А как же внутренний покой, чувство удовлетворенности, отсутствие напряжения? Очевидно, здесь имеет место некое весьма равномерное излияние нашей силы: мы как бы приспосабливаемся при этом к высоким колоннадам, по которым мы бродим, и сообщаем своей душе такие движения, которые сквозь покой и грацию суть подражания тому, что мы видим. Словно бы некое благородное общество вдохновляло нас на благородные жесты.

Лишь теперь брезжит человеку, что музыка – это символический язык аффектов: а впоследствии научатся еще отчетливо узнавать систему влечений музыканта из его музыки. Он, должно быть, и не подозревал, что выдает себя тем самым. Такова невинность этих добровольных признаний, в противоположность всем литературным произведениям.

Если бы богине Музыке вздумалось говорить не тонами, а словами, то пришлось бы заткнуть себе уши.

В современной музыке дано звучащее единство религии и чувственности и, стало быть, больше женщины, чем когда-либо в прежней музыке.

Вагнер не испытывал недостатка в благодеяниях со стороны своих современников, но ему казалось, что принципиальная несправедливость по отношению к благодетелям принадлежит к «большому стилю»: он жил всегда, как актер и в плену у иллюзии образования, к которому по обыкновению влекутся все актеры.

Я сам, должно быть, был величайшим его благодетелем. Возможно, что в этом случае образ переживет того, кто в нем изображен: причина этого лежит в том, что в образе, созданном мною, есть еще место для целого множества действительных Вагнеров, и прежде всего – для гораздо более одаренных и более чистых в намерениях и целях.

Есть персоны, которые хотели бы вынудить каждого к полному приятию или отрицанию их собственной персоны, – к таковым принадлежал Руссо: их мучительный бред величия проистекает из их недоверия к самим себе.
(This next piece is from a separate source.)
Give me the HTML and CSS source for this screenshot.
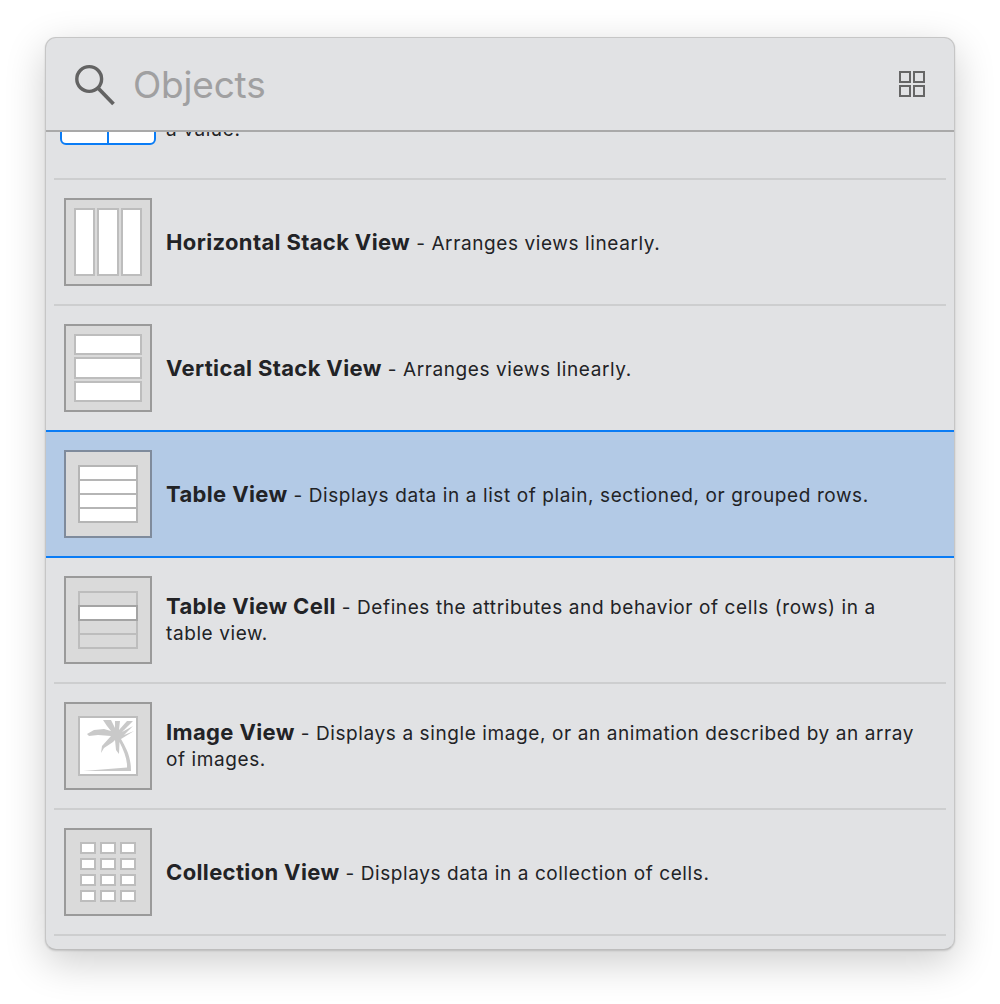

Я воспринимаю как вредных всех людей, которые не могут больше быть противниками того, что они любят; они портят тем самым лучшие вещи и лучших людей.

Культура – это лишь тоненькая яблочная кожура над раскаленным хаосом.

Иной лишь после смерти делается великим – через эхо.

Когда снимают у горбатого горб его, у него отнимают и дух его – так учит народ, и когда возвращают слепому глаза его, он видит на земле слишком много дурного – так что он проклинает исцелившего его. Тот же, кто дает возможность бегать хромому, наносит ему величайший вред: ибо едва ли он сможет бежать так быстро, чтобы пороки не опережали его, – так учит народ о калеках.

Моя первая человеческая мудрость в том, что я позволяю себя обманывать, чтобы не быть настороже от обманщиков.

Самые тихие слова – те, что приносят бурю. Мысли, ступающие голубиными шагами, управляют миром.

И кто среди людей не хочет умереть от жажды, должен научиться пить из всех стаканов; и кто среди людей хочет остаться чистым, должен уметь мыться и грязной водой.

Каждый брошенный камень должен – упасть!

Не надо желать быть врачом неизлечимых.

Паразит живет там, где у великого есть израненные уголки в сердце.

Ценность всех болезненных состояний заключается в том, что они показывают как бы в увеличительное стекло известные нормальные, но в нормальном виде плохо различимые, состояния.

Все идет, все возвращается; вечно вращается колесо бытия. Все умирает, все вновь расцветает, вечно бежит год бытия.

Земля есть стол богов, дрожащий от новых творческих слов и от шума игральных костей.

Походка обнаруживает, идет ли кто уже по пути своему, – смотрите, как я иду! Но кто приближается к цели своей, тот танцует.